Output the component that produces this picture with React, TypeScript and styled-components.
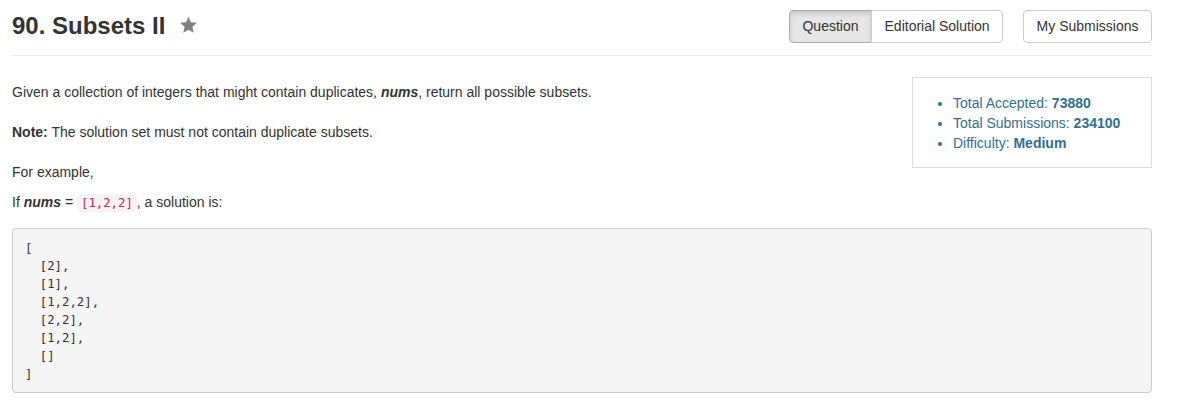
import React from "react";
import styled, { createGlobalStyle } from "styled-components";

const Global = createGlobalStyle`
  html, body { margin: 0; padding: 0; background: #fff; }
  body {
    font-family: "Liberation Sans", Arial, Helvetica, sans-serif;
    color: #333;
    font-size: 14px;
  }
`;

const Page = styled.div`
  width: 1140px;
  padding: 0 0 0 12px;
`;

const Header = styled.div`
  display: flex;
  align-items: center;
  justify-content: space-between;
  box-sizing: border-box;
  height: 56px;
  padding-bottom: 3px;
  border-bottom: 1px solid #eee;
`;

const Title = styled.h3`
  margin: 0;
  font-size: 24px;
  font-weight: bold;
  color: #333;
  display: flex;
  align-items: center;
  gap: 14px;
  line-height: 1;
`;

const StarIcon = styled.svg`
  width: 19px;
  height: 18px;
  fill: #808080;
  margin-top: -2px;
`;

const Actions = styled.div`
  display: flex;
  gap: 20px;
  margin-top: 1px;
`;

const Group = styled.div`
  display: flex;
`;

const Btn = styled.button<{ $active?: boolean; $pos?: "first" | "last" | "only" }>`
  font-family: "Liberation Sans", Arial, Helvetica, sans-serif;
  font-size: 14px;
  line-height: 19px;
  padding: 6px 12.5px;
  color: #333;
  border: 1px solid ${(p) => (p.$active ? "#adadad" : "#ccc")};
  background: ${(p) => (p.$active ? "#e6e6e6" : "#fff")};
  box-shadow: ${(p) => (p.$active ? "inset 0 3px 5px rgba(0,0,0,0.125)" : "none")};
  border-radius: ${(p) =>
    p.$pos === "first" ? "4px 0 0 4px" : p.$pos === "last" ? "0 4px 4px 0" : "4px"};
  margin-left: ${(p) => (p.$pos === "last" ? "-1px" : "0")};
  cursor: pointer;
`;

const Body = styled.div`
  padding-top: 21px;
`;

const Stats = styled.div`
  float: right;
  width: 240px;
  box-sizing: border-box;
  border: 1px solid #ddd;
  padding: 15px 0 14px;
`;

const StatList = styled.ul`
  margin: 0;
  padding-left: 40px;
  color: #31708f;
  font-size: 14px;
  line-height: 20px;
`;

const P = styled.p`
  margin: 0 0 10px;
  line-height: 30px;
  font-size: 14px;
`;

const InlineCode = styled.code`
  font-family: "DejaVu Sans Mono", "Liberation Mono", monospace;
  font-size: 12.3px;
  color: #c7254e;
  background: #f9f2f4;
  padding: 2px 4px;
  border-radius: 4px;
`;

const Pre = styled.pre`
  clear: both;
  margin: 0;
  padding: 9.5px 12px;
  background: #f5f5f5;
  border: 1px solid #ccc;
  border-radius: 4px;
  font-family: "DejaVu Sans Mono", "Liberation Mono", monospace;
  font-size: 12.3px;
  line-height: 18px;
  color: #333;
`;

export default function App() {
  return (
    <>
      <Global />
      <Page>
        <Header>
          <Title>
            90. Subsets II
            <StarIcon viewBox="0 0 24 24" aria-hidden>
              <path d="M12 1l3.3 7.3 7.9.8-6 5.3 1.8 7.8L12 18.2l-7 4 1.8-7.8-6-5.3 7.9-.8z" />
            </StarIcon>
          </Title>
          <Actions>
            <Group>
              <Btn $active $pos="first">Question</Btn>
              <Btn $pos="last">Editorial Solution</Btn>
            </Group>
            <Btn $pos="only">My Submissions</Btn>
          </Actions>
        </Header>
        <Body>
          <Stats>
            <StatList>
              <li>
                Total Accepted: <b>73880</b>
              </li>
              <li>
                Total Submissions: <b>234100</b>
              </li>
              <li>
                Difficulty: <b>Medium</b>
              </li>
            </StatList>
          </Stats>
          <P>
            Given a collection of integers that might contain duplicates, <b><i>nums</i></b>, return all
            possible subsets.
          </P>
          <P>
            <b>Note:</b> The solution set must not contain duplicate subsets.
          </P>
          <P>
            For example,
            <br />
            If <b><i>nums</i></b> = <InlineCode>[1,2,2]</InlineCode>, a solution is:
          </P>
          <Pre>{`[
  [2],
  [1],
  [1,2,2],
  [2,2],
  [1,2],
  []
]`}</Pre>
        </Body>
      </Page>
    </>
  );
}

━━━━━━━━━━━━━━━━━━━━━━━━━━━━━━

» Do this
Output the material word for word, omitting its pictures.

» Answer to the exercise
Output the component that produces this picture with React, TypeScript and styled-components.
import React from "react";
import styled, { createGlobalStyle } from "styled-components";

const Global = createGlobalStyle`
  html, body { margin: 0; padding: 0; background: #fff; }
  body {
    font-family: "Liberation Sans", Arial, Helvetica, sans-serif;
    color: #333;
    font-size: 14px;
  }
`;

const Page = styled.div`
  width: 1140px;
  padding: 0 0 0 12px;
`;

const Header = styled.div`
  display: flex;
  align-items: center;
  justify-content: space-between;
  box-sizing: border-box;
  height: 56px;
  padding-bottom: 3px;
  border-bottom: 1px solid #eee;
`;

const Title = styled.h3`
  margin: 0;
  font-size: 24px;
  font-weight: bold;
  color: #333;
  display: flex;
  align-items: center;
  gap: 14px;
  line-height: 1;
`;

const StarIcon = styled.svg`
  width: 19px;
  height: 18px;
  fill: #808080;
  margin-top: -2px;
`;

const Actions = styled.div`
  display: flex;
  gap: 20px;
  margin-top: 1px;
`;

const Group = styled.div`
  display: flex;
`;

const Btn = styled.button<{ $active?: boolean; $pos?: "first" | "last" | "only" }>`
  font-family: "Liberation Sans", Arial, Helvetica, sans-serif;
  font-size: 14px;
  line-height: 19px;
  padding: 6px 12.5px;
  color: #333;
  border: 1px solid ${(p) => (p.$active ? "#adadad" : "#ccc")};
  background: ${(p) => (p.$active ? "#e6e6e6" : "#fff")};
  box-shadow: ${(p) => (p.$active ? "inset 0 3px 5px rgba(0,0,0,0.125)" : "none")};
  border-radius: ${(p) =>
    p.$pos === "first" ? "4px 0 0 4px" : p.$pos === "last" ? "0 4px 4px 0" : "4px"};
  margin-left: ${(p) => (p.$pos === "last" ? "-1px" : "0")};
  cursor: pointer;
`;

const Body = styled.div`
  padding-top: 21px;
`;

const Stats = styled.div`
  float: right;
  width: 240px;
  box-sizing: border-box;
  border: 1px solid #ddd;
  padding: 15px 0 14px;
`;

const StatList = styled.ul`
  margin: 0;
  padding-left: 40px;
  color: #31708f;
  font-size: 14px;
  line-height: 20px;
`;

const P = styled.p`
  margin: 0 0 10px;
  line-height: 30px;
  font-size: 14px;
`;

const InlineCode = styled.code`
  font-family: "DejaVu Sans Mono", "Liberation Mono", monospace;
  font-size: 12.3px;
  color: #c7254e;
  background: #f9f2f4;
  padding: 2px 4px;
  border-radius: 4px;
`;

const Pre = styled.pre`
  clear: both;
  margin: 0;
  padding: 9.5px 12px;
  background: #f5f5f5;
  border: 1px solid #ccc;
  border-radius: 4px;
  font-family: "DejaVu Sans Mono", "Liberation Mono", monospace;
  font-size: 12.3px;
  line-height: 18px;
  color: #333;
`;

export default function App() {
  return (
    <>
      <Global />
      <Page>
        <Header>
          <Title>
            90. Subsets II
            <StarIcon viewBox="0 0 24 24" aria-hidden>
              <path d="M12 1l3.3 7.3 7.9.8-6 5.3 1.8 7.8L12 18.2l-7 4 1.8-7.8-6-5.3 7.9-.8z" />
            </StarIcon>
          </Title>
          <Actions>
            <Group>
              <Btn $active $pos="first">Question</Btn>
              <Btn $pos="last">Editorial Solution</Btn>
            </Group>
            <Btn $pos="only">My Submissions</Btn>
          </Actions>
        </Header>
        <Body>
          <Stats>
            <StatList>
              <li>
                Total Accepted: <b>73880</b>
              </li>
              <li>
                Total Submissions: <b>234100</b>
              </li>
              <li>
                Difficulty: <b>Medium</b>
              </li>
            </StatList>
          </Stats>
          <P>
            Given a collection of integers that might contain duplicates, <b><i>nums</i></b>, return all
            possible subsets.
          </P>
          <P>
            <b>Note:</b> The solution set must not contain duplicate subsets.
          </P>
          <P>
            For example,
            <br />
            If <b><i>nums</i></b> = <InlineCode>[1,2,2]</InlineCode>, a solution is:
          </P>
          <Pre>{`[
  [2],
  [1],
  [1,2,2],
  [2,2],
  [1,2],
  []
]`}</Pre>
        </Body>
      </Page>
    </>
  );
}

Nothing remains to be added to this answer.